◆ WHAT YOU WILL DO: Across the material below, how many lines contain the word "index"? Give only the number.

◆ INFORMATION PROVIDED:
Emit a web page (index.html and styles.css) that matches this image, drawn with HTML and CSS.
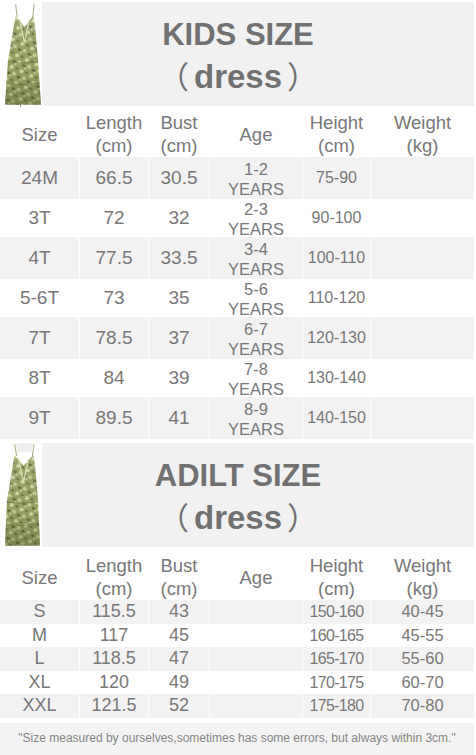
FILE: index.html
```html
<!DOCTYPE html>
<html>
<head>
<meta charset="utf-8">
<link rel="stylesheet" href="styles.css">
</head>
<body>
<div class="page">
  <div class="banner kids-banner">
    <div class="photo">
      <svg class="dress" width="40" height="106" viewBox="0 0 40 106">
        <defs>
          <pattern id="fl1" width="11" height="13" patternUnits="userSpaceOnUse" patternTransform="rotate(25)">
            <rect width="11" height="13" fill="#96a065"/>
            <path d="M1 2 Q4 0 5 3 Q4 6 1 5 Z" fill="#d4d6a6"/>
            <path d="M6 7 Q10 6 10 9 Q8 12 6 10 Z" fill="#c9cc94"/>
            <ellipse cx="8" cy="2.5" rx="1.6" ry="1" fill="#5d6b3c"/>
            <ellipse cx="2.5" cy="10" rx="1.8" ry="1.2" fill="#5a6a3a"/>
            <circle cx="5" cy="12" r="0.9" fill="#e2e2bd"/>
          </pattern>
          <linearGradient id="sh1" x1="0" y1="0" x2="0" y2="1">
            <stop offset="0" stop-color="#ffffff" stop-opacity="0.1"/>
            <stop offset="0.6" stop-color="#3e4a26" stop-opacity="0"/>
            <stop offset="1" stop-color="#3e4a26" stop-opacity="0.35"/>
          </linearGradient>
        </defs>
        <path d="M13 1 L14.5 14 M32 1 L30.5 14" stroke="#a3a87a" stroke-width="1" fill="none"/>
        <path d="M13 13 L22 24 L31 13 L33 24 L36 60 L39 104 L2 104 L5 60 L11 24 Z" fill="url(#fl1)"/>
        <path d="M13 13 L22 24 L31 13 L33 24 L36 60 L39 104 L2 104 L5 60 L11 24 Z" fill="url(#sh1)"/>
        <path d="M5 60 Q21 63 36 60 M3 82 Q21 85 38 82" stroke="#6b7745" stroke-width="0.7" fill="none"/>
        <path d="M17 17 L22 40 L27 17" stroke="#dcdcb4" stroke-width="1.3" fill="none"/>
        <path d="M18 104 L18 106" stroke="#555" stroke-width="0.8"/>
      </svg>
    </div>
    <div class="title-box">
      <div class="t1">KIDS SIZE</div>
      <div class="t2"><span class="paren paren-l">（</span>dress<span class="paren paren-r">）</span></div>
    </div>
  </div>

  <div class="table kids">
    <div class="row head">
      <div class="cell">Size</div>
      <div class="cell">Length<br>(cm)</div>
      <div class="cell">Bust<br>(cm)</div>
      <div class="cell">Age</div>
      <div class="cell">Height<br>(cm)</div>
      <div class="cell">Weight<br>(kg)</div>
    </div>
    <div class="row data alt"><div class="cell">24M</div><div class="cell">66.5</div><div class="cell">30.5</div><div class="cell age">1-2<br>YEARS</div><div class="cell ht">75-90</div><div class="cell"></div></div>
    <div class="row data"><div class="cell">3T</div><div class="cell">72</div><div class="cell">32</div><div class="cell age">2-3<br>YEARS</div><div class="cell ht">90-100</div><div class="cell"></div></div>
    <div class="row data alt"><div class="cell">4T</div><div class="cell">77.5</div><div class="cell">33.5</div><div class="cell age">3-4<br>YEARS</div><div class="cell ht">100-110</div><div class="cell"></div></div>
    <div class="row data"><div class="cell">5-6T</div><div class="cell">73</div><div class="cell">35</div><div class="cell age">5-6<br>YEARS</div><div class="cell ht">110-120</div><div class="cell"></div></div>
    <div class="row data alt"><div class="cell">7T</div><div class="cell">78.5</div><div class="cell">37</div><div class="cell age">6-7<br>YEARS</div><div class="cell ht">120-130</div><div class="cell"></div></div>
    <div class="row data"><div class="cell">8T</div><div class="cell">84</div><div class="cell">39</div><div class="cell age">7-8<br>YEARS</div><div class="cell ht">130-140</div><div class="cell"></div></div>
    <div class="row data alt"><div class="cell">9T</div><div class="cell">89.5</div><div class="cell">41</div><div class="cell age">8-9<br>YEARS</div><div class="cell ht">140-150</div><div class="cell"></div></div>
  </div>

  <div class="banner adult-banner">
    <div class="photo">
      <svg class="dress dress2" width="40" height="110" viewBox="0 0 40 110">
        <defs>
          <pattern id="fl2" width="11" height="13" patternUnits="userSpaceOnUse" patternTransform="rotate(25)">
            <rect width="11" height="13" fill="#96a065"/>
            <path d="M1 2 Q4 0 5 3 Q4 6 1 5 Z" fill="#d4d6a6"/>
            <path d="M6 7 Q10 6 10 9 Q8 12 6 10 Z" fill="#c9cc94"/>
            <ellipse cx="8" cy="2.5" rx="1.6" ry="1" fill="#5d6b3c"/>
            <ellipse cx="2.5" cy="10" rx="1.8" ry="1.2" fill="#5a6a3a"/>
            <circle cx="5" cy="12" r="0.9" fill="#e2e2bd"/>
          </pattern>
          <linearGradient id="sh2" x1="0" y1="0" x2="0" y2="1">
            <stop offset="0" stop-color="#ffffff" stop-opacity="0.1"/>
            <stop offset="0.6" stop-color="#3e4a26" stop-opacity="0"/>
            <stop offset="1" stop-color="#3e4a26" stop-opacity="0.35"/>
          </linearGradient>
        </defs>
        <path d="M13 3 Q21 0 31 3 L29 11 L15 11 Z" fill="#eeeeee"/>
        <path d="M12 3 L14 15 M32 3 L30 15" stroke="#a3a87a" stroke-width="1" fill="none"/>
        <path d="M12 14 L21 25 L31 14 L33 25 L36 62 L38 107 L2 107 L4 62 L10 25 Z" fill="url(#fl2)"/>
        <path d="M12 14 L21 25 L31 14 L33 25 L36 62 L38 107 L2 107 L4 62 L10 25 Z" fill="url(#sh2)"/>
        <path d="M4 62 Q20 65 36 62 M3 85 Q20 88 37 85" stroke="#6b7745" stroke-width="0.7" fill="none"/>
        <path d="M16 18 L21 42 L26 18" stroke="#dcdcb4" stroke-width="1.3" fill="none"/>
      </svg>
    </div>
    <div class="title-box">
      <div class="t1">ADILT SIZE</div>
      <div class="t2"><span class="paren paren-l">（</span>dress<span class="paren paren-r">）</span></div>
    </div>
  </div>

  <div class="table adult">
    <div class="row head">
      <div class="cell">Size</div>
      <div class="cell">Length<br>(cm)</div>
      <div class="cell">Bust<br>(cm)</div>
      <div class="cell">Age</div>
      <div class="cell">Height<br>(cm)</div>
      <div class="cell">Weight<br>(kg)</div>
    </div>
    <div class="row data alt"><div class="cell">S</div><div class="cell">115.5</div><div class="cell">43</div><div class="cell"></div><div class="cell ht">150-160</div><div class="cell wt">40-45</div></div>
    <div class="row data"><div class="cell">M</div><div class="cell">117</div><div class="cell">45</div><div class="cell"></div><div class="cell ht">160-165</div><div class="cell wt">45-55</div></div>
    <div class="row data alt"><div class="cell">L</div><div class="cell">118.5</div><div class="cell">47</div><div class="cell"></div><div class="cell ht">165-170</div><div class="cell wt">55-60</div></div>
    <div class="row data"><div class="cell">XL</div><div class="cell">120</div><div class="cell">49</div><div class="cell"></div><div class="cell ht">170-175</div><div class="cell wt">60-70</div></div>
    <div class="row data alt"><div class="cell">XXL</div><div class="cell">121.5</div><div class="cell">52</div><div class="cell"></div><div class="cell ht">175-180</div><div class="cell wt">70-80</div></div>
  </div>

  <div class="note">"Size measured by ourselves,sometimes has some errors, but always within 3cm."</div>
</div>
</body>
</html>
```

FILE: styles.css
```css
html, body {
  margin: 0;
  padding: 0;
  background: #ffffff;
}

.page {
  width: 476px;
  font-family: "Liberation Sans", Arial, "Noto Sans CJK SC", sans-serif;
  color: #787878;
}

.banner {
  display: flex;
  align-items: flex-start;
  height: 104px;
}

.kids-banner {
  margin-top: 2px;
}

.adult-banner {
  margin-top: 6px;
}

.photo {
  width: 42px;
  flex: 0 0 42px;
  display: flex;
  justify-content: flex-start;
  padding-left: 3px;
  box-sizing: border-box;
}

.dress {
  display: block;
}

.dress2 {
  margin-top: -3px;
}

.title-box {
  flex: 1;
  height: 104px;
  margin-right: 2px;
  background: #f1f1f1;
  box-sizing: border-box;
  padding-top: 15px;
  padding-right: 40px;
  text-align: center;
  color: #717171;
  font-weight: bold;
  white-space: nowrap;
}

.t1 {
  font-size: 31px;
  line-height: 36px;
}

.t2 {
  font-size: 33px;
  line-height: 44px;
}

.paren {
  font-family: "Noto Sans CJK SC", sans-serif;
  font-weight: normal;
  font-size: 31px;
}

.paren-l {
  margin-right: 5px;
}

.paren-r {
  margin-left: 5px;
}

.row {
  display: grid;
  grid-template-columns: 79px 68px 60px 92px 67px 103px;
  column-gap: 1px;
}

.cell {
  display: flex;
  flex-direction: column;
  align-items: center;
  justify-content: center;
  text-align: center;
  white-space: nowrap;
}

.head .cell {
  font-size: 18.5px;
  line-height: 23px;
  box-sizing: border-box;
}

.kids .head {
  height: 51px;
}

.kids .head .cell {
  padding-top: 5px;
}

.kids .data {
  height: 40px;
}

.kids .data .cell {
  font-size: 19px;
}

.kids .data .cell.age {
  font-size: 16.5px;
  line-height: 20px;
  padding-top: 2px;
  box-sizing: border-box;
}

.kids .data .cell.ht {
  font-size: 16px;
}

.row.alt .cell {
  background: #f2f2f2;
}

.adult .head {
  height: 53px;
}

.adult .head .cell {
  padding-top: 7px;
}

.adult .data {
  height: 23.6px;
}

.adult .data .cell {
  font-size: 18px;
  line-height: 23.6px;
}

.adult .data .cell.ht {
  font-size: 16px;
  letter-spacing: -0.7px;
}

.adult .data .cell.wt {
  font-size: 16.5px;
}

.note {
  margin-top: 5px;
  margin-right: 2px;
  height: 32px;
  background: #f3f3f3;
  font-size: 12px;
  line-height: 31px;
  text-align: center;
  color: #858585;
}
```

◆ ANSWER TO THE EXERCISE: 2